### MATERIAL PROVIDED:
* * * * *

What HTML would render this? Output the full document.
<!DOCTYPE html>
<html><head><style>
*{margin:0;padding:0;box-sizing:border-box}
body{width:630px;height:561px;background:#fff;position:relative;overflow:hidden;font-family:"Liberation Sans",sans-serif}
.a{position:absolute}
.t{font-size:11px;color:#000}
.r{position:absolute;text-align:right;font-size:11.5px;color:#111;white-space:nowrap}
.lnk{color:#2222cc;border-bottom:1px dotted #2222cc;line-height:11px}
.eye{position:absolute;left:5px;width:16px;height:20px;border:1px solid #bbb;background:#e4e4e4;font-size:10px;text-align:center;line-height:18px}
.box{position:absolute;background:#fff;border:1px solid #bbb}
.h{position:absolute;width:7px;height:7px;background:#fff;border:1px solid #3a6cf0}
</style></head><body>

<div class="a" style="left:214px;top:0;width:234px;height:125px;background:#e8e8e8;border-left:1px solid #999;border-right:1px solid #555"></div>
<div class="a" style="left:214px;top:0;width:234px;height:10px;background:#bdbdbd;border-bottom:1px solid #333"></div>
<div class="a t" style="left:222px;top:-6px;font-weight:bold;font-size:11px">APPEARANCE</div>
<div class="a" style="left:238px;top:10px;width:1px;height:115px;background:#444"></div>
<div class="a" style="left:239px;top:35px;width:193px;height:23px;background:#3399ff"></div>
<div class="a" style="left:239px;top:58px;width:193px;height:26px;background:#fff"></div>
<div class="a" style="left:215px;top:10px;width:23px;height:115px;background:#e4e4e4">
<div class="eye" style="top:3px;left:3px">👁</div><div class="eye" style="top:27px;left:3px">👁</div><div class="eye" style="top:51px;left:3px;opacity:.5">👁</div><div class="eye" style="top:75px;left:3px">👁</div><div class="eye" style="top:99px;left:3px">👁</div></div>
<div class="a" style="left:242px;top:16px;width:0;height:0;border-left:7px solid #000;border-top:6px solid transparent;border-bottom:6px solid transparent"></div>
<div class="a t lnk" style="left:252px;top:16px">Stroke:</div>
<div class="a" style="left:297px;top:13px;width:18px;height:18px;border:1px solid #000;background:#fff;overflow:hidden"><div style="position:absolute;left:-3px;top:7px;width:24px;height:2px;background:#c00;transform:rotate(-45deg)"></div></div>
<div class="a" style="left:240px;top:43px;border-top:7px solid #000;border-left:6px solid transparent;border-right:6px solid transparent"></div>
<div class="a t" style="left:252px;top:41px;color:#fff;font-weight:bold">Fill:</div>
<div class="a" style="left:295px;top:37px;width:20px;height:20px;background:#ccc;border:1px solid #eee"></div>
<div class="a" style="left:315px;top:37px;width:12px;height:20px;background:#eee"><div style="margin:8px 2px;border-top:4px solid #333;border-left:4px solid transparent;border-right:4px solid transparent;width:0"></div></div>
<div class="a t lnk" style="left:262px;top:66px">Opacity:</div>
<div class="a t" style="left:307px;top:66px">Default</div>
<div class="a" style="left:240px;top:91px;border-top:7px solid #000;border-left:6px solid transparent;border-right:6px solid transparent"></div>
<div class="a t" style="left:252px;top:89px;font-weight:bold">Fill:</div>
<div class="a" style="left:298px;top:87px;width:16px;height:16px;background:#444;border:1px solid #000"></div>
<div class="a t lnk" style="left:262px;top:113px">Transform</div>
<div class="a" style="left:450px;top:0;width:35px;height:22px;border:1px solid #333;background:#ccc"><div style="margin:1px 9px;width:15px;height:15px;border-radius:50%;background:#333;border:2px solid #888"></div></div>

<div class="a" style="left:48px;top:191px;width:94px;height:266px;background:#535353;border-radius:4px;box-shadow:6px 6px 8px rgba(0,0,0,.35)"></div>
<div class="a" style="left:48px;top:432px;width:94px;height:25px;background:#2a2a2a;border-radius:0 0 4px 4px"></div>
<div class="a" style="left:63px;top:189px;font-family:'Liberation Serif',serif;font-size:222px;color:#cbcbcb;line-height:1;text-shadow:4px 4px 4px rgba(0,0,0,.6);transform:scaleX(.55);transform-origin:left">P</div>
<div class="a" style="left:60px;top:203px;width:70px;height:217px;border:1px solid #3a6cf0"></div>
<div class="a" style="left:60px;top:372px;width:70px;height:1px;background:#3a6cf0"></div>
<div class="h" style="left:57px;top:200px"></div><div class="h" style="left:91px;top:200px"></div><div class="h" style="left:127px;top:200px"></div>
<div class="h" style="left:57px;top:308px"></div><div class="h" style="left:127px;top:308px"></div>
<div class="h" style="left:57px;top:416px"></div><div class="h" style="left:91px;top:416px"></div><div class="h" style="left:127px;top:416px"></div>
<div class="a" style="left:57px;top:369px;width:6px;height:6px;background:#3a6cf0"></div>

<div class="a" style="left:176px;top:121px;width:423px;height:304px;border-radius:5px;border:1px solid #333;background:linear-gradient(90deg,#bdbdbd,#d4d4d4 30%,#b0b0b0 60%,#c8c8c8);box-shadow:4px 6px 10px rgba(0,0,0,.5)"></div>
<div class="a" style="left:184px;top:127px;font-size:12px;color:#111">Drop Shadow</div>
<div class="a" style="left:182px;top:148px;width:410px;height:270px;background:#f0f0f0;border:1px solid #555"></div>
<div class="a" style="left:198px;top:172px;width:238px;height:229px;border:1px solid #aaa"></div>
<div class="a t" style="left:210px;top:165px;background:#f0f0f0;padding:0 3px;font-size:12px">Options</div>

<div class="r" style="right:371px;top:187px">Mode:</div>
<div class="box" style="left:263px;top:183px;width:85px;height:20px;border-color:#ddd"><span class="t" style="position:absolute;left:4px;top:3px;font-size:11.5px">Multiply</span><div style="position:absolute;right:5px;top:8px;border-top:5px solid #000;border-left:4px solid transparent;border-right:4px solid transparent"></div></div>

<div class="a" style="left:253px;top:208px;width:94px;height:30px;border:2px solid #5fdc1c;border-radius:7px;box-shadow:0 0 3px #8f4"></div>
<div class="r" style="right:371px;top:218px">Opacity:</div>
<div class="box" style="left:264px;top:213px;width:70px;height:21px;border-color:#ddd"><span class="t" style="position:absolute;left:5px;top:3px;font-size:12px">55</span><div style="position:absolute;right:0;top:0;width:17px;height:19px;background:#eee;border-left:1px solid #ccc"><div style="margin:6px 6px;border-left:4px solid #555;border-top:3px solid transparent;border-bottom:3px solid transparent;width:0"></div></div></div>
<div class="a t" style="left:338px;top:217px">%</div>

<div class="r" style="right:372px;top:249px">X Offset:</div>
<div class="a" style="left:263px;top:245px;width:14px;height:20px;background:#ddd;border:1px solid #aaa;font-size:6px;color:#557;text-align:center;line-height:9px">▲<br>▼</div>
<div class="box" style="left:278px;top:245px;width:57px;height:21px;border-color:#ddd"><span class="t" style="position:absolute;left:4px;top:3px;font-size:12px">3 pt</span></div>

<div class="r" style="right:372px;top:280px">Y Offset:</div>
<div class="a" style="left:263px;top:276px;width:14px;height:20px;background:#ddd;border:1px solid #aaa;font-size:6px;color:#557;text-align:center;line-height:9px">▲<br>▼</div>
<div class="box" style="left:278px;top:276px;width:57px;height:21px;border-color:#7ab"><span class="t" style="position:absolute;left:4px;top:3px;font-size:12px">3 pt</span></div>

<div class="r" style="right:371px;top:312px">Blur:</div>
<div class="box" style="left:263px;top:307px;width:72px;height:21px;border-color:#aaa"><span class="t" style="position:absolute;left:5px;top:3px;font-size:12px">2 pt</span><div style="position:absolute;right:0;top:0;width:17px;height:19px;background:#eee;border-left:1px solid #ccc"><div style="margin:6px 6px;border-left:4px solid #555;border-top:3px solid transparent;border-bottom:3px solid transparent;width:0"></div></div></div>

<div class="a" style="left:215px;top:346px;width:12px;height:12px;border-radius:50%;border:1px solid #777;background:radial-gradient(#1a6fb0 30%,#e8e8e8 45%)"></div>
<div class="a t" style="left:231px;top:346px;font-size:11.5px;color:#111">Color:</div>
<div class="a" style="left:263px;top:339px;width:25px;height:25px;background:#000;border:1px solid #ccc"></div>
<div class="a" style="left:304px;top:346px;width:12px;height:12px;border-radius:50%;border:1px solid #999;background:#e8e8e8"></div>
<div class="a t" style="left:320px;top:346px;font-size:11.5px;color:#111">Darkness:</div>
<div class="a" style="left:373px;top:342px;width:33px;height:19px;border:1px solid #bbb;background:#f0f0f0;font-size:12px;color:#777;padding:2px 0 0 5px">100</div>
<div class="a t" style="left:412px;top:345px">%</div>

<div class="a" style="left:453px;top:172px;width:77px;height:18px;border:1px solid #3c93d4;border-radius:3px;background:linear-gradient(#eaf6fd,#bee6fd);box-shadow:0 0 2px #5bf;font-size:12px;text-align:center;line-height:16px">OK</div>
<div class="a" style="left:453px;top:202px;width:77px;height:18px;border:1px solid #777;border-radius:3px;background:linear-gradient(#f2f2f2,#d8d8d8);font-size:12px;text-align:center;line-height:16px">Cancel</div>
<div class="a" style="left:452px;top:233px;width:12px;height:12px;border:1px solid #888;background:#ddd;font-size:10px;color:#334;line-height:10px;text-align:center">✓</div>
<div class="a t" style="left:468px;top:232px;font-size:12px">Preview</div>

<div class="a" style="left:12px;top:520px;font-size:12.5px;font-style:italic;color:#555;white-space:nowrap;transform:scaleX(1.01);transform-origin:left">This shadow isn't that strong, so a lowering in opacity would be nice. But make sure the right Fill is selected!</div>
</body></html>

* * * * *

### TASK REQUIREMENTS:
Search the material above for "would". Pull out each line where it shows up.

### REPLY TO THE EXERCISE:
What HTML would render this? Output the full document.
<div class="a" style="left:12px;top:520px;font-size:12.5px;font-style:italic;color:#555;white-space:nowrap;transform:scaleX(1.01);transform-origin:left">This shadow isn't that strong, so a lowering in opacity would be nice. But make sure the right Fill is selected!</div>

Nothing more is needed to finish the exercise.